Regular reader Kat, who sends me a whole load of stuff I would otherwise miss and who I should thank far more often, just sent me a link to Greg Palast's latest article for the Guardian on
the stealing of the Mexican election.
Here's the conundrum: The nation's tens of thousands of polling stations report to the capital in random order after the polls close. Therefore, statistically, you'd expect the results to remain roughly unchanged as vote totals come in. As expected, AMLO was ahead of the right-wing candidate Calderon all night by an unchanging margin - until after midnight. Suddenly, precincts began reporting wins for Calderon of five to one, then ten to one, then as polling nearly ended, of a hundred to one.
How odd. I checked my concerns with Victor Romero, a professor at Mexico's National University, who concluded that the reported results must have been a "miracle". As he put it, a "religious event" but a statistical impossibility.
There were two explanations, said the professor: either the Lord was fixing the outcome, or operatives of the ruling party were cranking in a massive number of ballots when they realized their man was about to lose.

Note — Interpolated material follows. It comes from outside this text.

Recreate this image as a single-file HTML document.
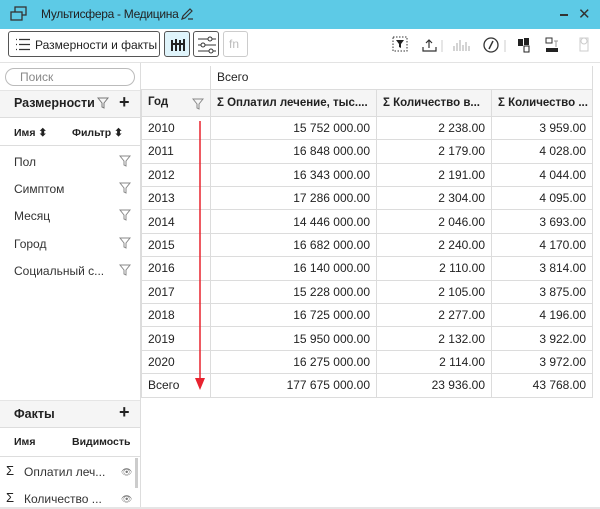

How could they do it? "Easy peasy," as my kids would say. In Mexico, the choices for president are on their own ballot with no other offices listed. Those who don't want to vote for the president just discard the ballot. There is no real ballot security. In areas without reliable opposition observers (about a third of the nation), anyone can stuff ballots into the loosely-guarded cardboard boxes. (AMLO showed a tape of one of these ballot-stuffing operations caught in the act.)
It's also absurdly easy to remove paper ballots, disqualify them or simply mark them "nulo" ("null," unreadable).

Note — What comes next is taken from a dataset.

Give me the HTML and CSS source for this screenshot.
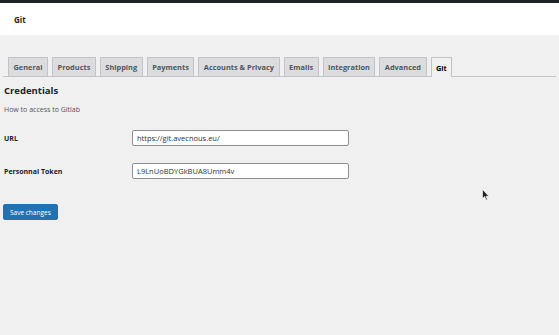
FILE: index.html
```html
<!DOCTYPE html>
<html lang="en">
<head>
    <meta charset="UTF-8">
    <title>Git settings</title>
    <link rel="stylesheet" href="styles.css">
</head>
<body>
    <div class="admin-bar"></div>
    <div class="page-header">
        <h1>Git</h1>
    </div>

    <div class="wrap">
        <nav class="tabs">
            <a class="tab">General</a>
            <a class="tab">Products</a>
            <a class="tab">Shipping</a>
            <a class="tab">Payments</a>
            <a class="tab">Accounts &amp; Privacy</a>
            <a class="tab">Emails</a>
            <a class="tab">Integration</a>
            <a class="tab">Advanced</a>
            <a class="tab active">Git</a>
        </nav>

        <h2>Credentials</h2>
        <p class="desc">How to access to Gitlab</p>

        <div class="form-row">
            <label for="url">URL</label>
            <input type="text" id="url" value="https://git.avecnous.eu/">
        </div>
        <div class="form-row">
            <label for="token">Personnal Token</label>
            <input type="text" id="token" value="L9LnUoBDYGkBUA8Umm4v">
        </div>

        <button class="save">Save changes</button>
    </div>

    <svg class="cursor" width="8" height="12" viewBox="0 0 8 12">
        <path d="M0.5 0.5 L0.5 9.5 L2.6 7.6 L4.2 11 L5.4 10.4 L3.9 7.2 L6.8 7.2 Z" fill="#222" stroke="#fff" stroke-width="0.6"/>
    </svg>
</body>
</html>
```

FILE: styles.css
```css
body {
    margin: 0;
    background-color: #f0f0f1;
    font-family: "Open Sans", "Noto Sans", sans-serif;
    color: #1d2327;
    height: 335px;
    overflow: hidden;
    position: relative;
}

.admin-bar {
    height: 3px;
    background-color: #1d2327;
}

.page-header {
    height: 32px;
    background-color: #fff;
    display: flex;
    align-items: center;
    padding-left: 14px;
}

.page-header h1 {
    margin: 0;
    font-size: 8px;
    font-weight: 700;
}

.wrap {
    padding: 22px 3px 0 3px;
}

.tabs {
    display: flex;
    gap: 4px;
    padding-left: 5px;
    border-bottom: 1px solid #c3c4c7;
    height: 19px;
}

.tab {
    display: flex;
    align-items: center;
    padding: 0 4.5px;
    height: 18px;
    background-color: #dcdcde;
    border: 1px solid #c3c4c7;
    border-bottom: none;
    font-size: 7.4px;
    font-weight: 700;
    color: #50575e;
}

.tab.active {
    background-color: #f0f0f1;
    color: #000;
    height: 19px;
    margin-bottom: -1px;
}

h2 {
    margin: 7px 0 0 1px;
    font-size: 9.5px;
    font-weight: 700;
}

.desc {
    margin: 8px 0 0 1px;
    font-size: 7px;
    color: #50575e;
}

.form-row {
    display: flex;
    align-items: center;
    margin-top: 16px;
}

.form-row + .form-row {
    margin-top: 17px;
}

.form-row label {
    width: 128px;
    padding-left: 1px;
    font-size: 7px;
    font-weight: 700;
}

.form-row input {
    width: 217px;
    height: 16px;
    box-sizing: border-box;
    border: 1px solid #8c8f94;
    border-radius: 2px;
    padding: 0 4px;
    font-family: inherit;
    font-size: 7.5px;
    color: #2c3338;
    background-color: #fff;
}

.save {
    margin-top: 25px;
    height: 16px;
    padding: 0 6px;
    background-color: #2271b1;
    color: #fff;
    border: 1px solid #2271b1;
    border-radius: 2px;
    font-family: inherit;
    font-size: 6.5px;
}

.cursor {
    position: absolute;
    left: 482px;
    top: 189px;
}
```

The Trife, the official electoral centurions, rejected AMLO's request to review those precincts that reported the miracle numbers. Nor would the tribunal open and count the nearly one million "null" votes - allegedly "uncountable" votes which totaled four times Calderon's putative plurality.

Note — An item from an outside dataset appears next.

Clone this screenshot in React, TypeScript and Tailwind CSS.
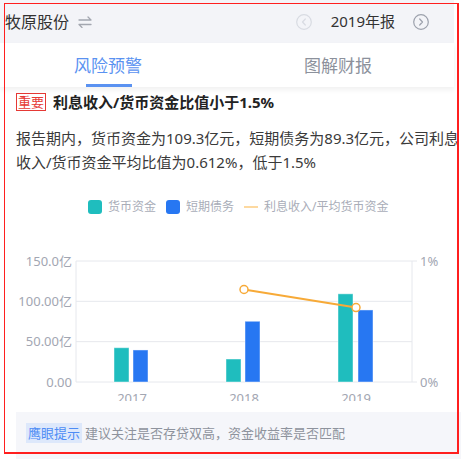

Mexico's paper ballot, I would note, is the model of clarity - with large images of each party which need only be crossed through. The ruling party would have us believe that a million voters waited in line, took a ballot, made no mark, then deliberately folded the ballot and placed it in the ballot box, pretending they'd voted. Maybe, as in Florida in 2000, those "unreadable" ballots were quite readable. Indeed, the few boxes re-counted showed the "null" ballots marked for AMLO. The Tribunal chose to check no further.
The only precincts the Trife ordered re-counted are those where the tally sheets literally don't tally - precincts in which the arithmetic is off. They refuse even to investigate those precincts where ballot boxes were found in city dumps.
Which suggests that even getting rid of those incerdibly hackable voting machines made by the Republican's friend at Diebold wouldn't necessarily solve problems north of the border. Still, it is still better than the current craziness in America:
Lopez Obrador has put hundreds of thousands in the street week after week demanding, "vota por vota" - recount every vote. But AMLO's supporters can only demand a re-count because the paper ballot makes a recount possible. Were Mexico's elections held on a Diebold special, there would be no way to recount the electrons floating in cyberspace.
...In other words, my fellow gringo activists, we'd better stop fixating on laptop legerdemain and pledge our lives and fortunes to stopping the games played with registration rolls, provisional ballots, absentee ballots, voter ID demands and the less glamorous, yet horribly effective, methods used to suppress, invalidate and otherwise ambush the vote.